The countries that favour the inclusion of these new issues might refer strictly to the official declaration, while the countries opposing to it may choose to uphold the chairman's statement.

Even if the chairman's statement is accepted by all, the threat of the new issues is now very imminent, as they are already included in the agenda for the next ministerial.

"For the next two years, we would need to get all our knowledge, skill and negotiating ability together and work to fully understand what implications these issues will have on our future," said Khor.

He said the developing countries need to have discussions to ensure as much as possible that they will not face threats on their economic and social standing, and if the new issues are adopted, it will come with a set of contents that does not do damage to the countries.
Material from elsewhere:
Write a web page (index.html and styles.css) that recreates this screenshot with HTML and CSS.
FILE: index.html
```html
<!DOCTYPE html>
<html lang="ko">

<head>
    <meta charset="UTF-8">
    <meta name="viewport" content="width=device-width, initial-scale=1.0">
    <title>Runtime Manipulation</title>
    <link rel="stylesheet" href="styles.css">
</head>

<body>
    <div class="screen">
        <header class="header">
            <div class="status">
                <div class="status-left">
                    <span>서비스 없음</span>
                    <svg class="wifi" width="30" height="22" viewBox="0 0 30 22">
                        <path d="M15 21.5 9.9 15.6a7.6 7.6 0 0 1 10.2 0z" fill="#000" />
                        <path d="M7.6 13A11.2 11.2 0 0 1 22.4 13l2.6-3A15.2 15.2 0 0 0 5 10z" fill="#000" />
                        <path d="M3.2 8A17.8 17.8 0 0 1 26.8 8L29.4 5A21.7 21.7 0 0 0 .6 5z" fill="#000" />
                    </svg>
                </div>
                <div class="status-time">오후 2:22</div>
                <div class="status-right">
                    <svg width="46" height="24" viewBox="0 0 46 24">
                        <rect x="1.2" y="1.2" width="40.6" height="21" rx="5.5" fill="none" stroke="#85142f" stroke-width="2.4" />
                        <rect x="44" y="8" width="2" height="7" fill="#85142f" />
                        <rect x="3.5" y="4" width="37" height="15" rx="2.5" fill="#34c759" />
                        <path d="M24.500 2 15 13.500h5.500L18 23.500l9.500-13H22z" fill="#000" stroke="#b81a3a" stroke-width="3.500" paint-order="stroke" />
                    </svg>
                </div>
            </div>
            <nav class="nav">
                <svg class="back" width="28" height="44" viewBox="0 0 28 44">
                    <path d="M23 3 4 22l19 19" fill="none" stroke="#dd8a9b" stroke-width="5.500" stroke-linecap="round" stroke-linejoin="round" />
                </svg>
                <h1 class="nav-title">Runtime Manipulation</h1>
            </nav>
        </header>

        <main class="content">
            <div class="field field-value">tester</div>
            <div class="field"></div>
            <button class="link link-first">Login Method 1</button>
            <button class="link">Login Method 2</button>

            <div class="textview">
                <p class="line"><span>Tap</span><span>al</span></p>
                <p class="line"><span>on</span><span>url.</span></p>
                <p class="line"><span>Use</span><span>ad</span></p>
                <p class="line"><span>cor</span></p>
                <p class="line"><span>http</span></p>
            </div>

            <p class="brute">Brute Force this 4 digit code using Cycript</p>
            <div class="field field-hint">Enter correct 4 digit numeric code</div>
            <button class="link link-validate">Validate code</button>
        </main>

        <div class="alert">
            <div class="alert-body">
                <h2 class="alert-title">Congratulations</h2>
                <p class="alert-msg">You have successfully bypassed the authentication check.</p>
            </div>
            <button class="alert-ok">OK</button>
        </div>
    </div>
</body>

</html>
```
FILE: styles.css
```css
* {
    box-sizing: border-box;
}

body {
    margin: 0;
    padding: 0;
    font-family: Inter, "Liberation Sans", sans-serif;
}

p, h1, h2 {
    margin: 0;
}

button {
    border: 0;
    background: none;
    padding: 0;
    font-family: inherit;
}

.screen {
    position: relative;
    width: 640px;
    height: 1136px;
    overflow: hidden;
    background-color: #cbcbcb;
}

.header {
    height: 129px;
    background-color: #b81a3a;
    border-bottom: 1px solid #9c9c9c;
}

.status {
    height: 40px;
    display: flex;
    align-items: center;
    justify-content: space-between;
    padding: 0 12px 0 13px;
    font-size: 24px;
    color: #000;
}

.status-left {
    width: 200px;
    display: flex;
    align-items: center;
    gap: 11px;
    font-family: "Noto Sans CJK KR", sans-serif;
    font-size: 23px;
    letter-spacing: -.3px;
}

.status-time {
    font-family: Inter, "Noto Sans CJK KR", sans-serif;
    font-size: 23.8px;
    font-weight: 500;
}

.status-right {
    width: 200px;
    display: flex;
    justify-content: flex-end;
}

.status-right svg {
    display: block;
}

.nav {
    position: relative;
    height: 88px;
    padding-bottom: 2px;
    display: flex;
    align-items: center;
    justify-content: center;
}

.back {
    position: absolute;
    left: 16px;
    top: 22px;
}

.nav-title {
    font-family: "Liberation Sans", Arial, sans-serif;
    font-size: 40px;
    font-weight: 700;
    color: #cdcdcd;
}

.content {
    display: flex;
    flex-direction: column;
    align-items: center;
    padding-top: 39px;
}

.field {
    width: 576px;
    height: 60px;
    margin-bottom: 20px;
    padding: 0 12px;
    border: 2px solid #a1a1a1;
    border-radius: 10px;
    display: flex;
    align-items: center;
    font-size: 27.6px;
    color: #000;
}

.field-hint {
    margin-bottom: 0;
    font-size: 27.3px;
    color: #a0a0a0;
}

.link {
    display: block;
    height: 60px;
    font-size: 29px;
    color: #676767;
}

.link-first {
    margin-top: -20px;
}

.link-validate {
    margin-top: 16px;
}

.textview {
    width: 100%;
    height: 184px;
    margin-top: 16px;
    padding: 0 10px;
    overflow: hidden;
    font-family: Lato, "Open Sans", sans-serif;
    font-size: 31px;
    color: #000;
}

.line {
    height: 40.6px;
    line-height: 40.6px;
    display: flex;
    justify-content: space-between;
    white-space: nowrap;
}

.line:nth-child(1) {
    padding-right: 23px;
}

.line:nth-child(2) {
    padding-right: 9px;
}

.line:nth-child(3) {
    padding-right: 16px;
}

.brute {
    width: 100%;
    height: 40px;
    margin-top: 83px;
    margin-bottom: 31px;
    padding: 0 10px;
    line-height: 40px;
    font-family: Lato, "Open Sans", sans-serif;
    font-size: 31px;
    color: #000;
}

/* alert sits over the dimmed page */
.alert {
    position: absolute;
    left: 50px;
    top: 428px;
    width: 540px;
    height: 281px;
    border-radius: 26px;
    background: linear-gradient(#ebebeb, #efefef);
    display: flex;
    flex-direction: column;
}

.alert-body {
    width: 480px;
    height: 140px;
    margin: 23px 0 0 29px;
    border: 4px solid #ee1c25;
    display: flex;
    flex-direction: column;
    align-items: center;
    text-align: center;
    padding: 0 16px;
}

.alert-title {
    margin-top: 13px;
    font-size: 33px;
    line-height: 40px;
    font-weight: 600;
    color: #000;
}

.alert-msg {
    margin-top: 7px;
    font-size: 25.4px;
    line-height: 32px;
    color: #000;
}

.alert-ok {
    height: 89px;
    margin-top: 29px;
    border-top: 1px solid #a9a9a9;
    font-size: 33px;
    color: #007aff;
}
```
Some of the more advanced countries are pushing for the removal of trade barriers in the four new areas as it will allow them greater market access, but developing countries, including Malaysia, view this as something dangerous.

For all the new issues, the main thrust is a same treatment given to the local and foreign companies.

Khor earlier said that the rules could restrict the rights of the Government in making domestic economic and social policies, as the Government's laws and private sector's decision have to conform to a certain outside principle.

The Government would be prohibited from favouring local companies over the foreign ones, for instance, in the case of buying supplies, or concessions of government projects, even as a means to stimulate domestic economy.

"Even an interim agreement on transparency in the government procurement would result in tremendous administration and judicial changes and headaches," he said.

Developing nations are often at a disadvantage as they do not have the same resources as the developed countries, with some countries cannot even afford trips for negotiations in Geneva. But this time, the countries need to be extremely prepared.

"We need to formulate our own reasons on why it is our development rights not to accept the proposed piece, and for us to prepare the alternative proposal and principle of our own."